The signaling server is completely stateless:

  • No database: All state lives in memory
  • No user data: Only relays opaque connection metadata
  • Restart-safe: Peers automatically reconnect and re-subscribe
  • Horizontally scalable: Each server instance is independent

If the server restarts, peers will reconnect within seconds. The CRDTs ensure eventual consistency even if some sync messages are lost during reconnection.

Privacy guarantees

The signaling server provides strong privacy guarantees:

  1. Encrypted signaling: y-webrtc supports optional password-based encryption for signaling messages, preventing man-in-the-middle attacks.

  2. No content visibility: The server only sees room IDs (random UUIDs) and encrypted connection metadata. It never sees node content, chat messages, or any user data.
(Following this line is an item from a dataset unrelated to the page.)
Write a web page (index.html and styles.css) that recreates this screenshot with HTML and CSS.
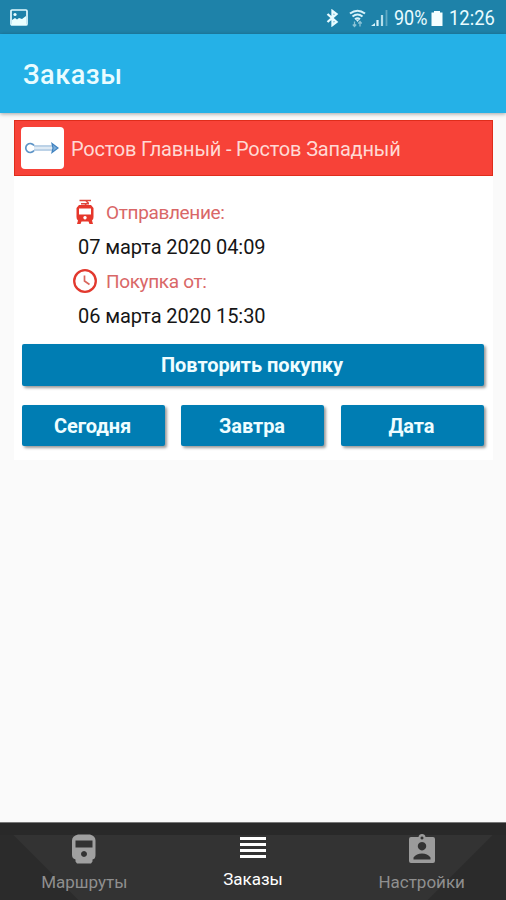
FILE: index.html
```html
<!DOCTYPE html>
<html lang="ru">
<head>
<meta charset="utf-8">
<title>Заказы</title>
<link rel="stylesheet" href="styles.css">
</head>
<body>
<div class="screen">
  <div class="status">
    <svg class="photo" width="18" height="17" viewBox="0 0 18 17"><rect x="1" y="1" width="16" height="15" rx="1" fill="none" stroke="#e4fbff" stroke-width="1.7"/><path d="M2 11l3-2 2 1.500 2-1.500 3 1 4-3v9H2z" fill="#eaffff"/><circle cx="5" cy="5.500" r="1.600" fill="#eaffff"/></svg>
    <div class="status-right">
      <svg class="bt" width="13" height="18" viewBox="0 0 13 18"><path d="M1.500 5l9 8L6.500 16V2L10.500 5l-9 8" fill="none" stroke="#e8fbff" stroke-width="2.300"/></svg>
      <svg class="wifi" width="17" height="19" viewBox="0 0 17 19"><path d="M1 4.500Q8.500-1 16 4.500M3.500 7.500Q8.500 3.500 13.500 7.500M6 10.300Q8.500 8.300 11 10.300" fill="none" stroke="#d8f3fa" stroke-width="2.100"/><path d="M7 11h3l-1.500 2z" fill="#d8f3fa"/><path d="M5.500 12.500v5M3.800 15.500l1.700 2 1.700-2M11 17.500v-5M9.300 14.500l1.700-2 1.700 2" fill="none" stroke="#8bc3d6" stroke-width="1.300"/></svg>
      <svg class="signal" width="17" height="18" viewBox="0 0 17 18"><path d="M0 17h4v-3z" fill="#d8f3fa"/><path d="M6.500 11v6" stroke="#d8f3fa" stroke-width="2.200"/><path d="M11 6v11" stroke="#b5deea" stroke-width="2.200"/><path d="M15.500 1v16" stroke="#60a9c3" stroke-width="1.800"/></svg>
      <span class="percent">90%</span>
      <svg class="battery" width="12" height="17" viewBox="0 0 12 17"><path d="M3 1h6v1.500h2.500v13.500H.5V2.500H3z" fill="#f5ffff"/></svg>
      <span class="time">12:26</span>
    </div>
  </div>
  <header class="bar"><h1>Заказы</h1></header>
  <main>
    <article class="card">
      <div class="route">
        <div class="badge"><svg width="42" height="42" viewBox="0 0 42 42"><path d="M13 18.500A4.500 4.500 0 1 0 13 23.500" fill="none" stroke="#5d94c7" stroke-width="1.700"/><path d="M13 19H31M13 23H31" stroke="#7ba6d0" stroke-width="1.200"/><path d="M13 21H31" stroke="#d5e3f0" stroke-width="1.500"/><path d="M31 16.500l6 4.500-6 4.500 1-4.500z" fill="#7cadd9" stroke="#4183c0" stroke-width="1.200"/></svg></div>
        <span class="route-name">Ростов Главный - Ростов Западный</span>
      </div>
      <div class="details">
        <div class="label"><svg width="26" height="26" viewBox="0 0 26 26"><path d="M7.500 1.500h11.500M14 2l2 1.800L13 6M9 4.800h8" fill="none" stroke="#df473c" stroke-width="1.400"/><path fill-rule="evenodd" d="M7 6h12l2.500 3v9q0 3-1.500 3.500L21 25h-3.500l-1-2.500h-7l-1 2.500H5l1-3.500Q4.500 21 4.500 18V9zM7 9.500v6h12V9.500zM13 17a1.700 1.700 0 1 0 .01 0z" fill="#e6372b"/></svg><span>Отправление:</span></div>
        <div class="value">07 марта 2020 04:09</div>
        <div class="label"><svg width="26" height="26" viewBox="0 0 26 26"><circle cx="13" cy="13" r="10.800" fill="none" stroke="#e2392e" stroke-width="2.300"/><path d="M12.500 7.500v5.500l5 3.500" fill="none" stroke="#d9675e" stroke-width="1.700"/></svg><span>Покупка от:</span></div>
        <div class="value">06 марта 2020 15:30</div>
      </div>
      <div class="actions">
        <button class="wide">Повторить покупку</button>
        <button>Сегодня</button>
        <button>Завтра</button>
        <button>Дата</button>
      </div>
    </article>
  </main>
  <nav>
    <div class="tab"><svg width="26" height="32" viewBox="0 0 26 32"><path fill-rule="evenodd" d="M7 1.500h12q5.500 1.500 5.500 6V22q0 4-3 4.500v2l-1.500 2H6l-1.500-2v-2Q1 25.500 1 22V7.500q0-4.500 6-6zM4.500 7.500v7h17v-7zM13 18a3 3 0 1 0 .01 0z" fill="#a0a0a0"/></svg><span>Маршруты</span></div>
    <div class="tab active"><svg width="26" height="32" viewBox="0 0 26 32"><path d="M0 5.500h26M0 11.500h26M0 17.500h26M0 23.500h26" stroke="#fff" stroke-width="3"/></svg><span>Заказы</span></div>
    <div class="tab"><svg width="26" height="32" viewBox="0 0 26 32"><path fill-rule="evenodd" d="M2 4h7.500Q10 1 13 1t3.500 3H24q2 0 2 2v22q0 2-2 2H2q-2 0-2-2V6q0-2 2-2zM13 3.500a1.500 1.500 0 1 0 .01 0zM13 9a4.200 4.200 0 1 0 .01 0zM4.500 26.500h17v-2q-3-4-8.500-4t-8.500 4z" fill="#9b9b9b"/></svg><span>Настройки</span></div>
  </nav>
</div>
</body>
</html>
```
FILE: styles.css
```css
* { box-sizing: border-box; }
body { margin: 0; font-family: Roboto, sans-serif; }
.screen { width: 506px; height: 900px; display: flex; flex-direction: column; background: #fafafa; overflow: hidden; }
.status { height: 34px; flex: none; display: flex; justify-content: space-between; align-items: flex-start; padding: 9px 11px 0 11px; background: #1e82a9; color: #e9fcff; }
.photo { margin-left: -1px; }
.status-right { display: flex; height: 18px; align-items: center; font-size: 20px; line-height: 18px; }
.bt { margin-right: 10px; }
.wifi { margin-right: 5px; }
.signal { margin-right: 6px; }
.percent { width: 37px; transform: scaleX(.9); transform-origin: left; white-space: nowrap; }
.battery { margin-right: 6px; }
.time { width: 46px; transform: scaleX(.92); transform-origin: left; white-space: nowrap; }
.bar { height: 79px; flex: none; display: flex; align-items: center; padding: 2px 23px 0; background: #25b1e7; box-shadow: 0 1px 4px rgba(0,0,0,.35); }
h1 { margin: 0; color: #e9fcff; font-size: 27px; font-weight: 500; letter-spacing: .6px; }
main { flex: 1; padding: 7px 13px 0 14px; }
.card { background: #fff; height: 340px; }
.route { height: 56px; display: flex; align-items: center; gap: 7px; padding-left: 6px; background: #f74238; border: 1px solid #df2d1b; }
.badge { width: 43px; height: 42px; border-radius: 4px; background: #fff; }
.badge svg { display: block; }
.route-name { padding-top: 2px; color: #ffd9d4; font-size: 20px; letter-spacing: -.18px; white-space: nowrap; }
.details { padding: 22px 0 0 58px; }
.label { height: 27px; display: flex; align-items: center; gap: 8px; color: #d96767; font-size: 19px; letter-spacing: -.35px; }
.label span { padding-top: 1px; }
.value { height: 42px; line-height: 44px; padding-left: 6px; font-size: 20px; letter-spacing: -.06px; color: #161616; white-space: nowrap; }
.actions { display: grid; grid-template-columns: repeat(3, 143px); justify-content: space-between; gap: 19px 0; padding: 8px 9.5px 0 7.5px; }
button { height: 41.5px; padding: 1px 1px 0 0; border: 0; border-radius: 2px; background: #007db3; box-shadow: 2px 2px 3px rgba(0,0,0,.4); color: #effdff; font: bold 20px Roboto, sans-serif; letter-spacing: -.08px; }
.wide { grid-column: 1 / -1; }
nav { height: 78px; flex: none; display: grid; grid-template-columns: 1fr 1fr 1fr; border-top: 1px solid #777; background: linear-gradient(#292929, #292929) top / 100% 12px no-repeat, linear-gradient(45deg, #2b2b2b 55px, transparent 56px) left / 120px 100% no-repeat, linear-gradient(-45deg, #2b2b2b 55px, transparent 56px) right / 120px 100% no-repeat, #333; }
.tab { display: flex; flex-direction: column; align-items: center; padding-top: 10px; color: #8f8f8f; font-size: 17px; line-height: 24px; }
.tab svg { margin-bottom: 5px; }
.tab.active { color: #fff; }
.active span { margin-top: -3px; }
```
  3. Self-hosting option: Users can run their own signaling server for maximum privacy.

Architecture diagram

┌─────────────────────────────────────────────────────────────────────────┐
│                           Canvas Chat Server                             │
│                                                                          │
│   ┌─────────────────┐                    ┌─────────────────────────┐    │
│   │  FastAPI App    │                    │  Signaling Manager      │    │
│   │  (HTTP/REST)    │                    │  (WebSocket)            │    │
│   │                 │                    │                         │    │
│   │  /api/chat      │                    │  /signal                │    │
│   │  /api/models    │                    │  ├── topics: Map        │    │
│   │  /api/...       │                    │  └── subscriptions: Map │    │
│   └─────────────────┘                    └─────────────────────────┘    │
│                                                    │                     │
└────────────────────────────────────────────────────│─────────────────────┘
        ┌────────────────────────────────────────────┼────────────────────┐
        │                                            │                    │
        ▼                                            ▼                    ▼
   ┌─────────┐                               ┌─────────────────────────────┐
   │ Browser │◄─────── WebRTC P2P ──────────►│         Browser            │
   │ (Peer A)│                               │         (Peer B)           │
   │         │                               │                            │
   │ ┌─────────────┐                         │ ┌─────────────┐            │
   │ │ CRDTGraph   │                         │ │ CRDTGraph   │            │
   │ │ + WebRTC    │                         │ │ + WebRTC    │            │
   │ │ + IndexedDB │                         │ │ + IndexedDB │            │
   │ └─────────────┘                         │ └─────────────┘            │
   └─────────┘                               └─────────────────────────────┘

Connection flow

  1. User A opens a session, CRDTGraph creates a WebrtcProvider
  2. Provider connects to /signal and subscribes to the session's room ID
  3. User B opens the same session (shared link or same browser tab)
  4. Provider connects and subscribes to the same room ID
  5. Signaling server relays SDP offer from A to B
  6. B responds with SDP answer, relayed back to A
  7. Peers exchange ICE candidates through signaling
  8. Direct WebRTC connection established
  9. Yjs syncs CRDT state over WebRTC
  10. Both browsers now see the same canvas in real-time

Failure handling

The system handles various failure modes gracefully:

Failure Recovery
Signaling server down Peers retry connection automatically
WebRTC connection lost Yjs awareness triggers reconnection
NAT traversal fails Falls back to TURN relay (future)
Browser tab closed Other peers continue, state persists locally

Future enhancements

  1. TURN server support: For peers behind restrictive NATs, we may add TURN relay support for guaranteed connectivity.

  2. Presence awareness: Show which users are viewing/editing the canvas using Yjs awareness protocol.

  3. Selective sync: Only sync visible portions of large canvases.